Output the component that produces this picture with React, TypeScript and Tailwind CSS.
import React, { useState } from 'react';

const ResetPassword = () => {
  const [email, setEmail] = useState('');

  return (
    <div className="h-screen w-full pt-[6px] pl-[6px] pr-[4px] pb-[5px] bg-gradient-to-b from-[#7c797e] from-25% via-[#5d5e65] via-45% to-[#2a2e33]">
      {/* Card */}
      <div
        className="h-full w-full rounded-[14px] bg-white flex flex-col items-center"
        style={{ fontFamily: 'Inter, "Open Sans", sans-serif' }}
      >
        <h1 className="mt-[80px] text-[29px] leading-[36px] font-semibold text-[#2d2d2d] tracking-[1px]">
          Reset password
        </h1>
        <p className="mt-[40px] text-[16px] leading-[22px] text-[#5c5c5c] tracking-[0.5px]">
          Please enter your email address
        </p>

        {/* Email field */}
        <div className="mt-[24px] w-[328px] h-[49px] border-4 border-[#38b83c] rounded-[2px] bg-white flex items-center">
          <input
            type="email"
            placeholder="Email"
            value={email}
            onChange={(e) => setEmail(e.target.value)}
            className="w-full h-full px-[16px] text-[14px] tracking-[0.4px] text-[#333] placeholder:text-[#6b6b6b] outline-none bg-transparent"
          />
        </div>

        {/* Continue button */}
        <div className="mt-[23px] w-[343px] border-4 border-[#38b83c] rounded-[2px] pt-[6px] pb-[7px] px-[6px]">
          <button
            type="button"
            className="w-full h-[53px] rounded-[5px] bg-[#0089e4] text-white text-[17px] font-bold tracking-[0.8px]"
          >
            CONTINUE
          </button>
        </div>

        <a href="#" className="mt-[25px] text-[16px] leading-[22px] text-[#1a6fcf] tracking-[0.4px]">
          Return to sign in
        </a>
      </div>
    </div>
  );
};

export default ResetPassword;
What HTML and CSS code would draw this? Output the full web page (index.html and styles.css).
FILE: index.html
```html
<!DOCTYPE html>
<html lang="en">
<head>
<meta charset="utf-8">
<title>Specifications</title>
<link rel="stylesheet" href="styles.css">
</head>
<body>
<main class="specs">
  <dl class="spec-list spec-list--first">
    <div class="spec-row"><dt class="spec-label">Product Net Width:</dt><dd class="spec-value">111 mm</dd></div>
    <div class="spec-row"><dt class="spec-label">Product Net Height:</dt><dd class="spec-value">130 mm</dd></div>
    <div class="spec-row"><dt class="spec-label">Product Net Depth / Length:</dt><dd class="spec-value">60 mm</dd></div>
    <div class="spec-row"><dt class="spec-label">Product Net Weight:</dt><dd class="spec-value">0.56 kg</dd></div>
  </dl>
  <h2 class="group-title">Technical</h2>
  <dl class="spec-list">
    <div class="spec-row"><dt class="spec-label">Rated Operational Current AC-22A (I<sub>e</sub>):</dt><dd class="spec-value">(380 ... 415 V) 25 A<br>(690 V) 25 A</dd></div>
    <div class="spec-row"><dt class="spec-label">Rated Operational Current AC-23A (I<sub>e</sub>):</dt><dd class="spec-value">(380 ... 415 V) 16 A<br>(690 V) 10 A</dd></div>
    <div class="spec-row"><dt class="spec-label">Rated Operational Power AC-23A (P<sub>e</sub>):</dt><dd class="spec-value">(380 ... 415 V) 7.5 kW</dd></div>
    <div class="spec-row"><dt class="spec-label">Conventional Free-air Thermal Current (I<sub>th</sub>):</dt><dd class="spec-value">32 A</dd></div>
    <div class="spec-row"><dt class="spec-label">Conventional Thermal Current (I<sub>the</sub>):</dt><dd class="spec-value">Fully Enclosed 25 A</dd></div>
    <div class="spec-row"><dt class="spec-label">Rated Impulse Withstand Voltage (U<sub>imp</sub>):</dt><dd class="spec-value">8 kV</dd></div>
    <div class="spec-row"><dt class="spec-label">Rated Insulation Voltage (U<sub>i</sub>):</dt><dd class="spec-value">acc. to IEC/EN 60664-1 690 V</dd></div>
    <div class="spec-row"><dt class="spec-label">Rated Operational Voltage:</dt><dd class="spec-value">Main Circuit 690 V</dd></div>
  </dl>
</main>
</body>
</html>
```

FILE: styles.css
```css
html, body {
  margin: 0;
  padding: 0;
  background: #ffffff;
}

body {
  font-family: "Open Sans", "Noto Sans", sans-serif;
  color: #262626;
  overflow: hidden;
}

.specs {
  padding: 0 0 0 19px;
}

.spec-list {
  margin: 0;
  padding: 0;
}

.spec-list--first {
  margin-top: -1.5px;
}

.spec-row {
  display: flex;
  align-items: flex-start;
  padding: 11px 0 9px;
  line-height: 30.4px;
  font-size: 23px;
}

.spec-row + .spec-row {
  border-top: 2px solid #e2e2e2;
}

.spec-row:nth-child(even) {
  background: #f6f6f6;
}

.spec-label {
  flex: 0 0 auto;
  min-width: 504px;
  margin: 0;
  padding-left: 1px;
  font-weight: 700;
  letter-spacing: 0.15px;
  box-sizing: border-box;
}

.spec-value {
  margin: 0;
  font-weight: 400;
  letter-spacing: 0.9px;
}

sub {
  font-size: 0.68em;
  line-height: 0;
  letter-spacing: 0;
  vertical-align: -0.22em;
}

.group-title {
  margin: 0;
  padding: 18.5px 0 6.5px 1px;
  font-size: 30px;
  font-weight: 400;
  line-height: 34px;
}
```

---

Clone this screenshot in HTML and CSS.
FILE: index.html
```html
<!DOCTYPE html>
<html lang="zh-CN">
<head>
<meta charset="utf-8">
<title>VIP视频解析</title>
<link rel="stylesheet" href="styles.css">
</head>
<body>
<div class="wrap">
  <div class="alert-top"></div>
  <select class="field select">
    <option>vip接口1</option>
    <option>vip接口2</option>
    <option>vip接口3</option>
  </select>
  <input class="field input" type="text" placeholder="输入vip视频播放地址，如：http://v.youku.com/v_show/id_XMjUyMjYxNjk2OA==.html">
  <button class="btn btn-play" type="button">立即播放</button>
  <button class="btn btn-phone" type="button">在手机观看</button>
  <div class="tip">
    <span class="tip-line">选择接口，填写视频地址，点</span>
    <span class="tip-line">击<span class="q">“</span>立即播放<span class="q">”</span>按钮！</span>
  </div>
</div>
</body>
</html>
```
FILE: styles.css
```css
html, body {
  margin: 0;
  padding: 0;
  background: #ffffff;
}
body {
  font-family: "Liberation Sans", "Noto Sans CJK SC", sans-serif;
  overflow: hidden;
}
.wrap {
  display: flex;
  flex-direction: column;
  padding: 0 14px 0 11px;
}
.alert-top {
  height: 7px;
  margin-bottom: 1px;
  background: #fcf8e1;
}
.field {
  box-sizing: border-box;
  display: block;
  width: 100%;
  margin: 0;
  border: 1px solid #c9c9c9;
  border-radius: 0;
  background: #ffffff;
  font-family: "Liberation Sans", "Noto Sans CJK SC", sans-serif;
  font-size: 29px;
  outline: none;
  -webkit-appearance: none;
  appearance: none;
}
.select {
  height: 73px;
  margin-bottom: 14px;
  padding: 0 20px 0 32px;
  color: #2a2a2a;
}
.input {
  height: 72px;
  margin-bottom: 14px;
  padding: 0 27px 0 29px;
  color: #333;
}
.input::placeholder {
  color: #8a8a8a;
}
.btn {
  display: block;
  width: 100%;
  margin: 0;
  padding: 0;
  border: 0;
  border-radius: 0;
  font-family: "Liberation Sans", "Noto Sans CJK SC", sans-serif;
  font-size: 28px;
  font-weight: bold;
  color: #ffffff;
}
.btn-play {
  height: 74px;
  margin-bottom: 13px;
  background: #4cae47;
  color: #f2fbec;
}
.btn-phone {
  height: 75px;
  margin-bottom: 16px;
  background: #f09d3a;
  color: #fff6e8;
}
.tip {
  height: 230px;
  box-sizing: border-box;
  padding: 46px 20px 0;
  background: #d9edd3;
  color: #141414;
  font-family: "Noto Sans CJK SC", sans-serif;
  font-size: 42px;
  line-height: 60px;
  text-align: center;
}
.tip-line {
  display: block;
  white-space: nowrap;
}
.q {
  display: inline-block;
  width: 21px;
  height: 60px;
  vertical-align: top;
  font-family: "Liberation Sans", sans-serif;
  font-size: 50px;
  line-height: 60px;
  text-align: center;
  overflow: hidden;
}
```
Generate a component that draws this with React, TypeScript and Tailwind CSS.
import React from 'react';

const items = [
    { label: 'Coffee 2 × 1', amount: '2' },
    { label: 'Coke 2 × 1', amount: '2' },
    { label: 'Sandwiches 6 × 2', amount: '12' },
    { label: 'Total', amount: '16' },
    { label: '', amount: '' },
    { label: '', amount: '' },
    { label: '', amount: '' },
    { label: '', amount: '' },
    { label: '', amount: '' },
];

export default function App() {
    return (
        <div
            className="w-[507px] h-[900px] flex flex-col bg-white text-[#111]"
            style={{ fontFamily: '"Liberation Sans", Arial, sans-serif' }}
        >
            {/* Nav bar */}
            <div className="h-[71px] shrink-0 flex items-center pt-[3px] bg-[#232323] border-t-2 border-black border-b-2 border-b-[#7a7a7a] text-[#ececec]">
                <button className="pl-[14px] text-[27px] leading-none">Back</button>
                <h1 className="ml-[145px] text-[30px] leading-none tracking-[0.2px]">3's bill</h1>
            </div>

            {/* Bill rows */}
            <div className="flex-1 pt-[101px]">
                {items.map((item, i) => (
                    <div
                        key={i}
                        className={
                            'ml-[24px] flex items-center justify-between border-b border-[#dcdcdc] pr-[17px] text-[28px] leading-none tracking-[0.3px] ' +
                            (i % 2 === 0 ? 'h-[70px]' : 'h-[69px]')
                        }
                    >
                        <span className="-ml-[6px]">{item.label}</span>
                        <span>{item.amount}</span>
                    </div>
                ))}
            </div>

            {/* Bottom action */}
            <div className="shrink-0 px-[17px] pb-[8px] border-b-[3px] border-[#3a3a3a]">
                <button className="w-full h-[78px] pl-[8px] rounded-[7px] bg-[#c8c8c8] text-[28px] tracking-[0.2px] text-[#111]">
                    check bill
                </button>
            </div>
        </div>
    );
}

* * *

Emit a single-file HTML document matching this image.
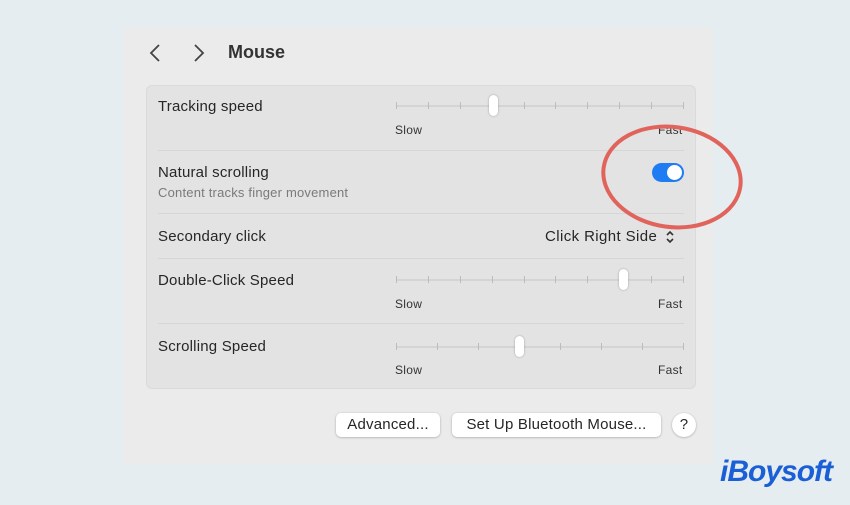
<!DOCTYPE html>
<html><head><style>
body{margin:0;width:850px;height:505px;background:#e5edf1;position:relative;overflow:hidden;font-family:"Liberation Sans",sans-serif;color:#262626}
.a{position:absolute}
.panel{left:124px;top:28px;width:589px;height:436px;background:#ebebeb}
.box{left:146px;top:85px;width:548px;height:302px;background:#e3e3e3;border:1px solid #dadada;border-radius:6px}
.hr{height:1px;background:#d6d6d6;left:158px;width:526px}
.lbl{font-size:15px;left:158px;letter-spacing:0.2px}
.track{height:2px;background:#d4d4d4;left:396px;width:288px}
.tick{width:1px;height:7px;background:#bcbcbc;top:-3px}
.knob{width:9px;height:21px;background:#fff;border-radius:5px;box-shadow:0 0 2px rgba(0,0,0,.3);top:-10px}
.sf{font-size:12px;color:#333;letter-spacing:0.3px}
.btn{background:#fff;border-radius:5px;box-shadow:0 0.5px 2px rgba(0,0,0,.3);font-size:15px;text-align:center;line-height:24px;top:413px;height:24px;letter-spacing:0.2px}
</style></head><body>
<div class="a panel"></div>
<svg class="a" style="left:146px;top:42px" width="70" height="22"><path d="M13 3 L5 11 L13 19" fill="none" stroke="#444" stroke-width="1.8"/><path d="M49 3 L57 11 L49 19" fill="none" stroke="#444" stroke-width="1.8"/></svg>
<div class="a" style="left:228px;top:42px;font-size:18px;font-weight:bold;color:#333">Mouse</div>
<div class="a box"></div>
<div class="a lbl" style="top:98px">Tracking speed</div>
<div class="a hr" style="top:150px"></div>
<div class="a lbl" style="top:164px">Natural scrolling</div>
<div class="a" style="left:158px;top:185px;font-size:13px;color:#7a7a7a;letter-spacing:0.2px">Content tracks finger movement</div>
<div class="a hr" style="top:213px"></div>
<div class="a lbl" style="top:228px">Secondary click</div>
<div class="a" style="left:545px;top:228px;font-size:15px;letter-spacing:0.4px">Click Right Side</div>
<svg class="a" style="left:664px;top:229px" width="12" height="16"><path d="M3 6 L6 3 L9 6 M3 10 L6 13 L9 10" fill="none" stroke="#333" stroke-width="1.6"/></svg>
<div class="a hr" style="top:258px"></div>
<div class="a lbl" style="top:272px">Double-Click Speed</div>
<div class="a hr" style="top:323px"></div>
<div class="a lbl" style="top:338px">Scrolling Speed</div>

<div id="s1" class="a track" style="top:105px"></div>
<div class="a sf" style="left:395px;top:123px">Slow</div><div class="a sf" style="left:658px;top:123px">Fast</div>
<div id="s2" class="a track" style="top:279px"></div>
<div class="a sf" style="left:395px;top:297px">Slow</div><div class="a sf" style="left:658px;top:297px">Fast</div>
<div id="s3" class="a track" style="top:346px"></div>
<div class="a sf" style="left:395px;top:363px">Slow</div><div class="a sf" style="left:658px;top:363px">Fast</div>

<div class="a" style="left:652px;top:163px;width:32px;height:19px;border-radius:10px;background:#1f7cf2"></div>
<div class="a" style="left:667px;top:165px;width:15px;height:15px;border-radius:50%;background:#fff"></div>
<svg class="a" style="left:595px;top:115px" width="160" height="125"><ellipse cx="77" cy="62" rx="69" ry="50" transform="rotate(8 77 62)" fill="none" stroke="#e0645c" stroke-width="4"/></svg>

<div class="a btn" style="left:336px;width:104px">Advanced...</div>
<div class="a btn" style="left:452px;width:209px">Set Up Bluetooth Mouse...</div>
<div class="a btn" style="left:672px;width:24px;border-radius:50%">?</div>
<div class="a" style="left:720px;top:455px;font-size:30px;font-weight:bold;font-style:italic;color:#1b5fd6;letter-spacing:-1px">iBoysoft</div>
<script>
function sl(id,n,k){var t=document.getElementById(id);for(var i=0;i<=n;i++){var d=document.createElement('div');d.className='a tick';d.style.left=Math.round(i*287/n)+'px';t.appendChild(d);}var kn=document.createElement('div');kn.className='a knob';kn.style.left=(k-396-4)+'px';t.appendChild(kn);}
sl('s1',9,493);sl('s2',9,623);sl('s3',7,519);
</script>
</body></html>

## Instructions for the task
Gather all lines of the records that include the word "Output".

## Finished exercise
Output the component that produces this picture with React, TypeScript and Tailwind CSS.
What HTML and CSS code would draw this? Output the full web page (index.html and styles.css).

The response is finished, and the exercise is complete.